One of the most common salads in Guatemala is ensalada rusa, a mixture of diced potatoes, carrots, peas and mayo. It is served regularly in homes, restaurants and the most humble street stand. It is to Guatemala as potato salad is to the US ... only more so.
I'm addicted to it.
It is said to be invented by Lucien Olivier, chef at the Hermitage Restaurant, in 1860. It became wildly popular in Spain. From what I can see, it is popular througout Latin America.
I've had Salad Olivier in SF at Russian delis. I wasn't too impressed. They put too much stuff in it. But the simpler, Gautemalan version ... love it.
Oddly enough, none of my half dozen Guatemalan cookbooks have the recipe, so I was looking for it online when I read the wiki article about all the variations thruought the world. Wiki writes of the original
"The exact recipe — particularly that of the dressing — was a jealously guarded secret, but it is known that the salad contained grouse, veal tongue, caviar, lettuce, crayfish tails, capers, smoked duck, although it is possible that the recipe was varied seasonally.

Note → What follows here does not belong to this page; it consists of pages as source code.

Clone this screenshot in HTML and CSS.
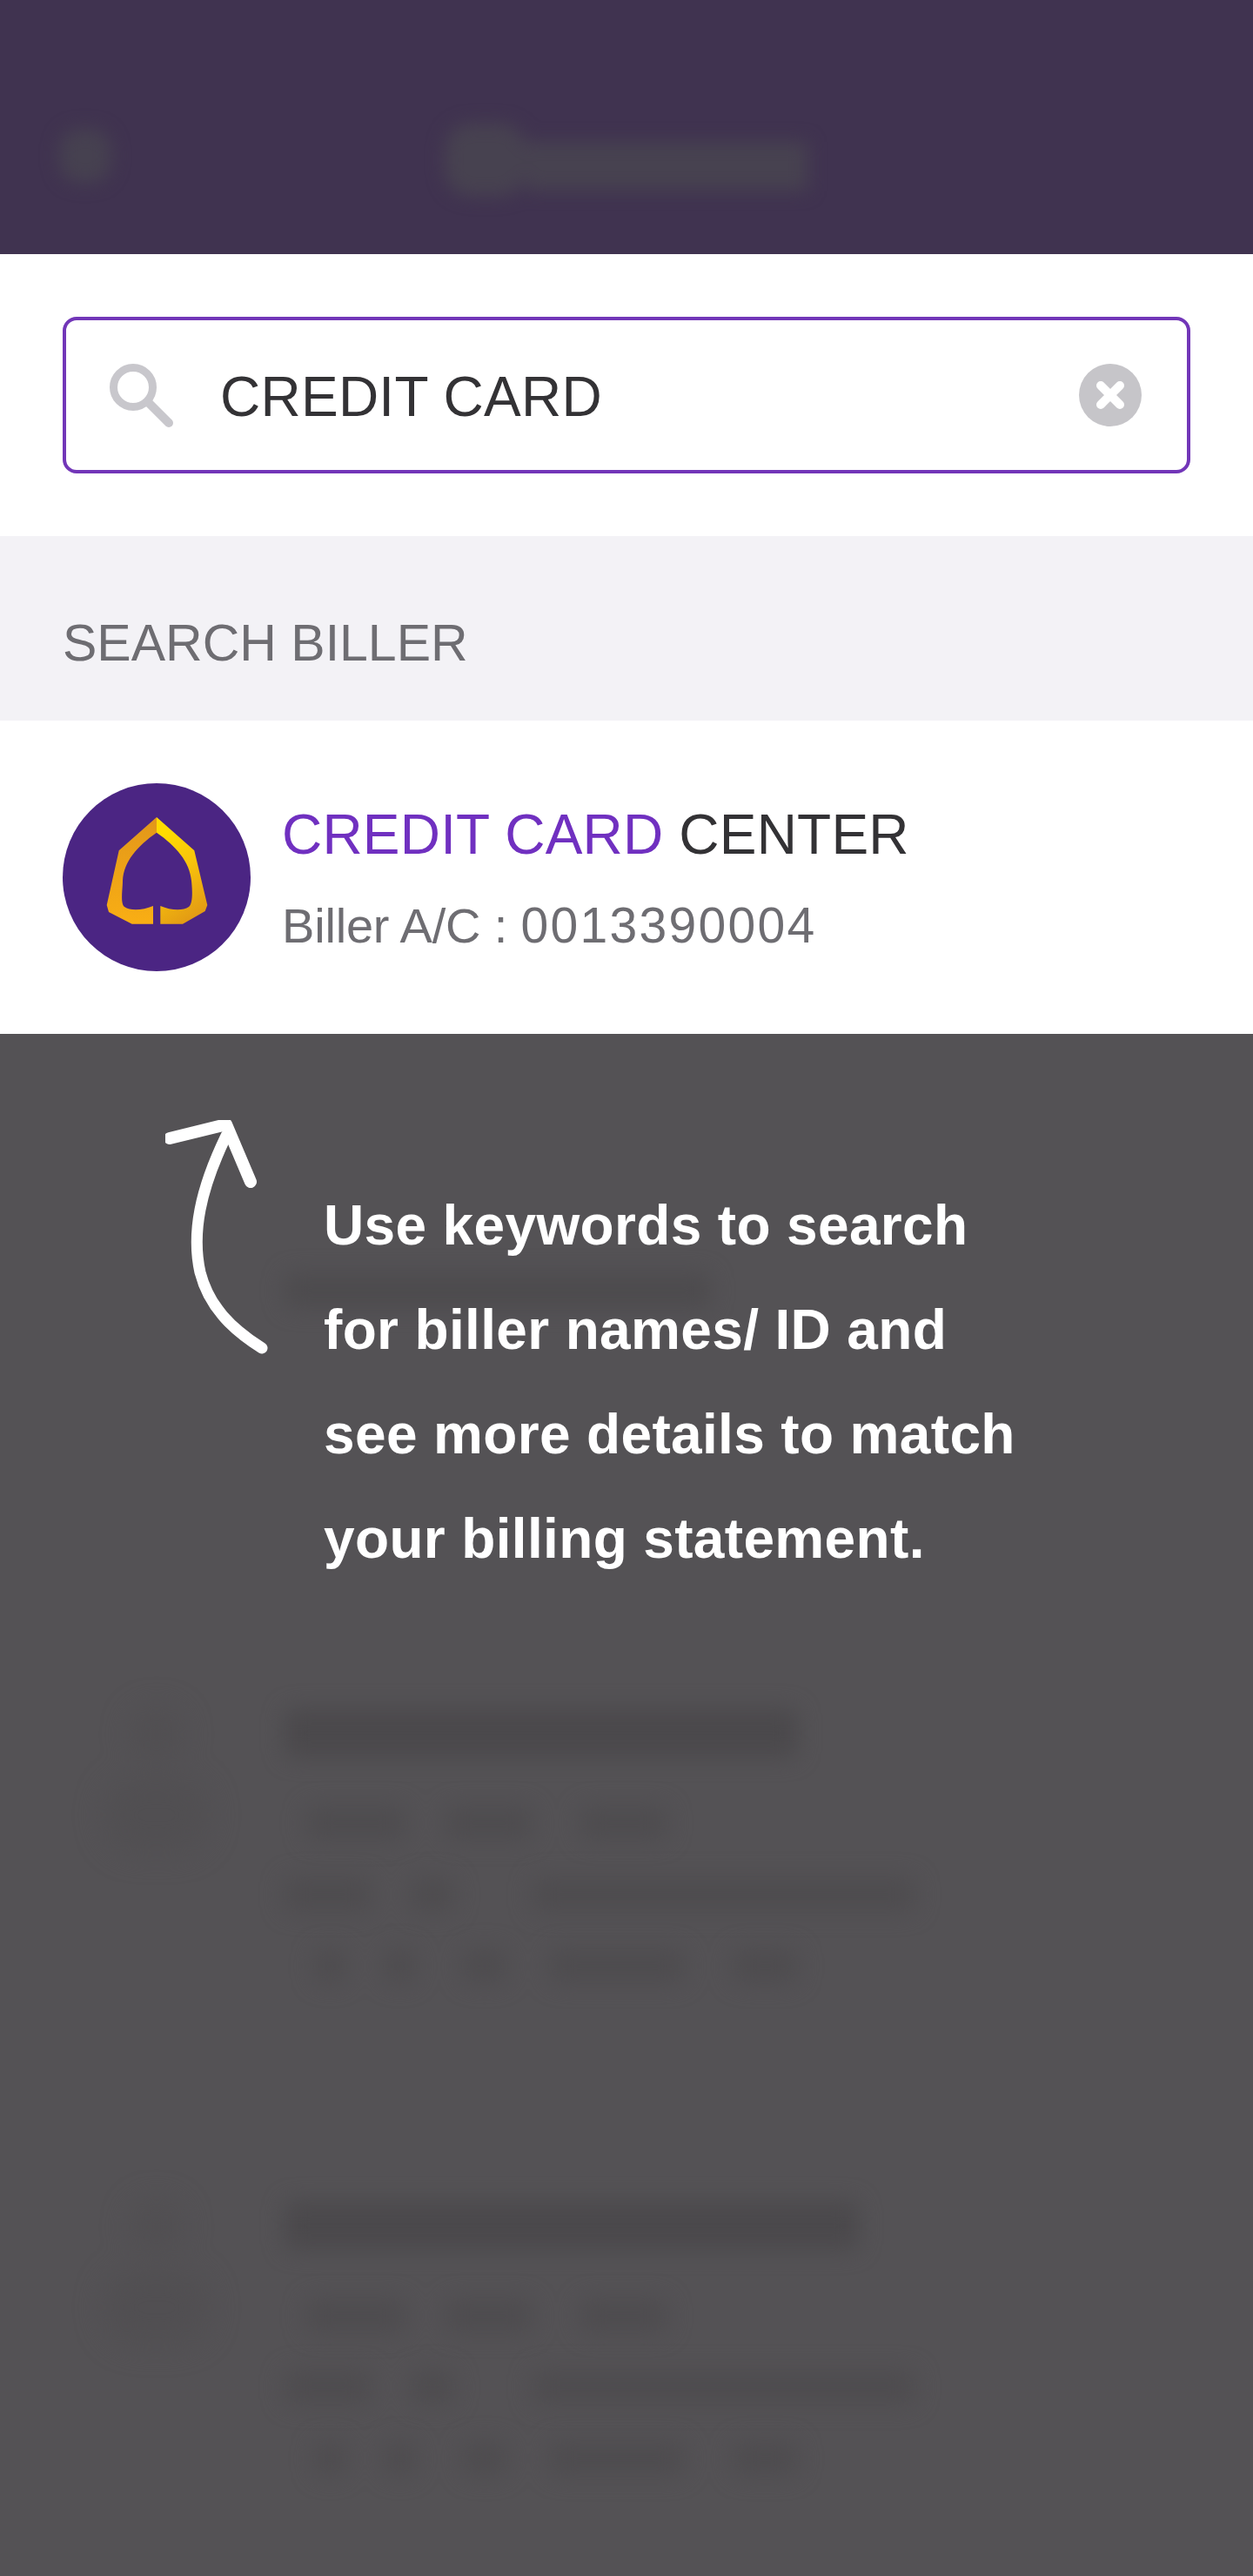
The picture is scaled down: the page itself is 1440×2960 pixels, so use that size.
FILE: index.html
```html
<!DOCTYPE html>
<html lang="en">
<head>
    <meta charset="UTF-8">
    <meta name="viewport" content="width=device-width, initial-scale=1.0">
    <title>Search Biller</title>
    <link rel="stylesheet" href="styles.css">
</head>
<body>
    <div class="screen">
        <header class="top-bar">
            <span class="back-blob"></span>
            <div class="title-blob">
                <span class="title-cap"></span>
                <span class="title-rest"></span>
            </div>
        </header>

        <div class="search-wrap">
            <div class="search-box">
                <svg class="search-icon" width="80" height="80" viewBox="0 0 80 80">
                    <circle cx="31" cy="31" r="22.5" fill="none" stroke="#c8c7cc" stroke-width="9"/>
                    <path d="M48 48 L72 72" fill="none" stroke="#c8c7cc" stroke-width="10" stroke-linecap="round"/>
                </svg>
                <span class="search-text">CREDIT CARD</span>
                <svg class="clear-icon" width="72" height="72" viewBox="0 0 72 72">
                    <circle cx="36" cy="36" r="36" fill="#c6c5c9"/>
                    <path d="M25 25 L47 47 M47 25 L25 47" fill="none" stroke="#fff" stroke-width="10" stroke-linecap="round"/>
                </svg>
            </div>
        </div>

        <div class="section-head">SEARCH BILLER</div>

        <div class="biller">
            <svg class="biller-logo" width="216" height="216" viewBox="0 0 216 216">
                <defs>
                    <linearGradient id="logo-left" x1="0" y1="0" x2="0" y2="1">
                        <stop offset="0" stop-color="#e2971a"/>
                        <stop offset="1" stop-color="#f9ae14"/>
                    </linearGradient>
                    <linearGradient id="logo-right" x1="0.3" y1="0.1" x2="0.6" y2="1">
                        <stop offset="0" stop-color="#ffdc00"/>
                        <stop offset="0.45" stop-color="#f8c30c"/>
                        <stop offset="1" stop-color="#e29a14"/>
                    </linearGradient>
                </defs>
                <circle cx="108" cy="108" r="108" fill="#4b2583"/>
                <path d="M108 39 L64.7 77.3 L50.7 140 L53 148 L79.7 161.7 L104 161.7 L104 141 C92 146 78 147 71 142 C66 138 69 122 69 112 C70 90 86 72 108 56.7 Z" fill="url(#logo-left)"/>
                <path d="M108 39 L151.3 77.3 L166.3 140 L163.7 147 L138 161.7 L112.3 161.7 L112.3 141 C124 146 138 147 145 142 C150 138 149 122 148 112 C146 90 130 72 108 56.7 Z" fill="url(#logo-right)"/>
            </svg>
            <div class="biller-info">
                <div class="biller-name"><span class="match">CREDIT CARD</span> CENTER</div>
                <div class="biller-account">Biller A/C : <span class="account-no">0013390004</span></div>
            </div>
        </div>

        <div class="dimmed">
            <div class="ghost-row row-one">
                <div class="ghost-lines">
                    <span class="ghost-title title-one"></span>
                </div>
            </div>
            <div class="ghost-row row-two">
                <div class="ghost-icon">
                    <span class="ghost-dot"></span>
                    <span class="ghost-body"></span>
                </div>
                <div class="ghost-lines">
                    <span class="ghost-title title-two"></span>
                    <div class="ghost-line">
                        <span class="seg seg-115 skip-25"></span>
                        <span class="seg seg-100 skip-45"></span>
                        <span class="seg seg-100 skip-55"></span>
                    </div>
                    <div class="ghost-line">
                        <span class="seg seg-100"></span>
                        <span class="seg seg-50 skip-45"></span>
                        <span class="seg seg-440 skip-90"></span>
                    </div>
                    <div class="ghost-line">
                        <span class="seg seg-35 skip-35"></span>
                        <span class="seg seg-35 skip-45"></span>
                        <span class="seg seg-50 skip-55"></span>
                        <span class="seg seg-155 skip-50"></span>
                        <span class="seg seg-75 skip-55"></span>
                    </div>
                </div>
            </div>
            <div class="ghost-row row-three">
                <div class="ghost-icon">
                    <span class="ghost-dot"></span>
                    <span class="ghost-body"></span>
                </div>
                <div class="ghost-lines">
                    <span class="ghost-title title-three"></span>
                    <div class="ghost-line">
                        <span class="seg seg-115 skip-25"></span>
                        <span class="seg seg-100 skip-45"></span>
                        <span class="seg seg-100 skip-55"></span>
                    </div>
                    <div class="ghost-line">
                        <span class="seg seg-100"></span>
                        <span class="seg seg-50 skip-45"></span>
                        <span class="seg seg-440 skip-90"></span>
                    </div>
                    <div class="ghost-line">
                        <span class="seg seg-35 skip-35"></span>
                        <span class="seg seg-35 skip-45"></span>
                        <span class="seg seg-50 skip-55"></span>
                        <span class="seg seg-155 skip-50"></span>
                        <span class="seg seg-75 skip-55"></span>
                    </div>
                </div>
            </div>

            <div class="tip">
                <svg class="tip-arrow" width="130" height="280" viewBox="0 0 130 280">
                    <path d="M70 18 C40 80 30 130 40 175 C50 214 76 240 111 262" fill="none" stroke="#fff" stroke-width="13" stroke-linecap="round"/>
                    <path d="M5 21 L70 5 L98 71" fill="none" stroke="#fff" stroke-width="14" stroke-linecap="round" stroke-linejoin="round"/>
                </svg>
                <p class="tip-text">Use keywords to search<br>for biller names/ ID and<br>see more details to match<br>your billing statement.</p>
            </div>
        </div>
    </div>
</body>
</html>
```

FILE: styles.css
```css
html, body {
    margin: 0;
    padding: 0;
}
body {
    font-family: "Liberation Sans", Arial, sans-serif;
    background-color: #fff;
}
.screen {
    width: 1440px;
    height: 2960px;
    display: flex;
    flex-direction: column;
    overflow: hidden;
}

/* top bar, out of focus behind the dim layer */
.top-bar {
    height: 292px;
    flex: none;
    box-sizing: border-box;
    padding-top: 142px;
    background-color: #403350;
    display: flex;
    align-items: flex-start;
}
.back-blob {
    width: 60px;
    height: 62px;
    margin-left: 68px;
    margin-top: 6px;
    background-color: #464150;
    border-radius: 24px;
    filter: blur(10px);
}
.title-blob {
    display: flex;
    align-items: flex-end;
    height: 83px;
    margin-left: 383px;
    filter: blur(10px);
}
.title-cap {
    width: 94px;
    height: 83px;
    background-color: #474250;
    border-radius: 30px;
}
.title-rest {
    width: 323px;
    height: 56px;
    margin-bottom: 6px;
    background-color: #474250;
}

/* search field */
.search-wrap {
    height: 324px;
    flex: none;
    padding: 72px 72px 0;
    box-sizing: border-box;
}
.search-box {
    height: 180px;
    box-sizing: border-box;
    border: 4px solid #7236b8;
    border-radius: 16px;
    display: flex;
    align-items: center;
    padding: 0 52px 0 46px;
}
.search-icon {
    flex: none;
}
.search-text {
    font-size: 64px;
    letter-spacing: 0.25px;
    color: #333235;
    margin-left: 51px;
    margin-top: 4px;
    flex: 1;
}
.clear-icon {
    flex: none;
}

.section-head {
    height: 212px;
    flex: none;
    box-sizing: border-box;
    background-color: #f3f2f6;
    color: #6e6d72;
    font-size: 59px;
    padding: 88px 72px 0;
    line-height: 70px;
}

/* result row */
.biller {
    height: 360px;
    flex: none;
    box-sizing: border-box;
    padding: 72px;
    display: flex;
    align-items: center;
    gap: 36px;
}
.biller-logo {
    flex: none;
}
.biller-name {
    font-size: 64px;
    letter-spacing: 0.2px;
    line-height: 76px;
    margin-top: 2px;
    color: #333235;
}
.match {
    color: #7030c0;
}
.biller-account {
    font-size: 56px;
    letter-spacing: -0.2px;
    line-height: 68px;
    margin-top: 32px;
    color: #6e6d72;
}
.account-no {
    font-size: 57px;
    letter-spacing: 2.3px;
}

/* blurred list under the dim layer */
.dimmed {
    flex: 1;
    background-color: #545255;
    position: relative;
    overflow: hidden;
    padding-top: 275px;
}
.ghost-row {
    display: flex;
    position: relative;
    padding-left: 327px;
}
.row-one {
    height: 500px;
}
.row-two {
    height: 566px;
}
.ghost-icon {
    position: absolute;
    left: 120px;
    top: 0;
    width: 120px;
    display: flex;
    flex-direction: column;
    align-items: center;
    gap: 20px;
    filter: blur(16px);
}
.ghost-dot {
    width: 60px;
    height: 60px;
    border-radius: 50%;
    background-color: #514f52;
}
.ghost-body {
    width: 120px;
    height: 85px;
    border-radius: 40px;
    background-color: #514f52;
}
.ghost-lines {
    display: flex;
    flex-direction: column;
    gap: 44px;
}
.ghost-title {
    display: block;
    height: 57px;
    margin-bottom: 12px;
    background-color: #4b494c;
    border-radius: 12px;
    filter: blur(12px);
}
.title-one {
    width: 490px;
    height: 40px;
    background-color: #4d4b4e;
}
.title-two {
    width: 590px;
}
.title-three {
    width: 660px;
}
.ghost-line {
    display: flex;
    height: 38px;
    filter: blur(13px);
}
.seg {
    display: block;
    height: 100%;
    border-radius: 10px;
    background-color: #4e4c4f;
}
.seg-35 { width: 35px; }
.seg-50 { width: 50px; }
.seg-75 { width: 75px; }
.seg-100 { width: 100px; }
.seg-115 { width: 115px; }
.seg-155 { width: 155px; }
.seg-440 { width: 440px; }
.skip-25 { margin-left: 25px; }
.skip-35 { margin-left: 35px; }
.skip-45 { margin-left: 45px; }
.skip-50 { margin-left: 50px; }
.skip-55 { margin-left: 55px; }
.skip-90 { margin-left: 90px; }

/* coach mark on top of the dim layer */
.tip {
    position: absolute;
    left: 0;
    top: 0;
    width: 100%;
}
.tip-arrow {
    position: absolute;
    left: 190px;
    top: 99px;
}
.tip-text {
    position: absolute;
    left: 372px;
    top: 160px;
    margin: 0;
    width: 900px;
    color: #fff;
    font-size: 64px;
    font-weight: bold;
    letter-spacing: 0.35px;
    line-height: 120px;
}
```
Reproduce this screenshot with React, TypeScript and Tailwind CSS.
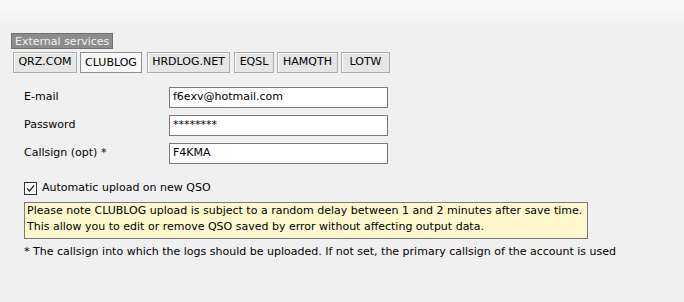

The original Olivier dressing was a type of mayonnaise, made with French wine vinegar, mustard, and Provençal olive oil; its exact recipe, however, remains unknown."
Kind of interesting to read all the intrigue that went behind this with a sous chef trying to steal and recreate the recipe.
The real Russian version has a sausage similar to hot dogs which is why I may not have liked it. Then again it might just be that Russian food in general, for the most part, is lousy in the Bay Area.
Anyway it is interesting to read the link about the different versions in Bugaria, Spain, Greece, etc. It is called American salad in Turkey because of the tiff with Russia. Anybody remember when French fries were called freedom fries when the US was put out with France?
This translated version of Spanish wiki talks about the Latin American version. Surprisingly it is a pretty decent translation
Spanish wiki states "In Colombia usually be served with sausage, donuts, cheese, ham, turkey, peaches and grapes, among others."
Donuts? I thought that was a bad translation, but looking at the original Spanish it is indeed served with buenuelos. In Peru they add beets. There are many other Latin country variations.
So .. do you make Russian salad? How?
Anyone have Olivier's original recipe ... especially the dressing?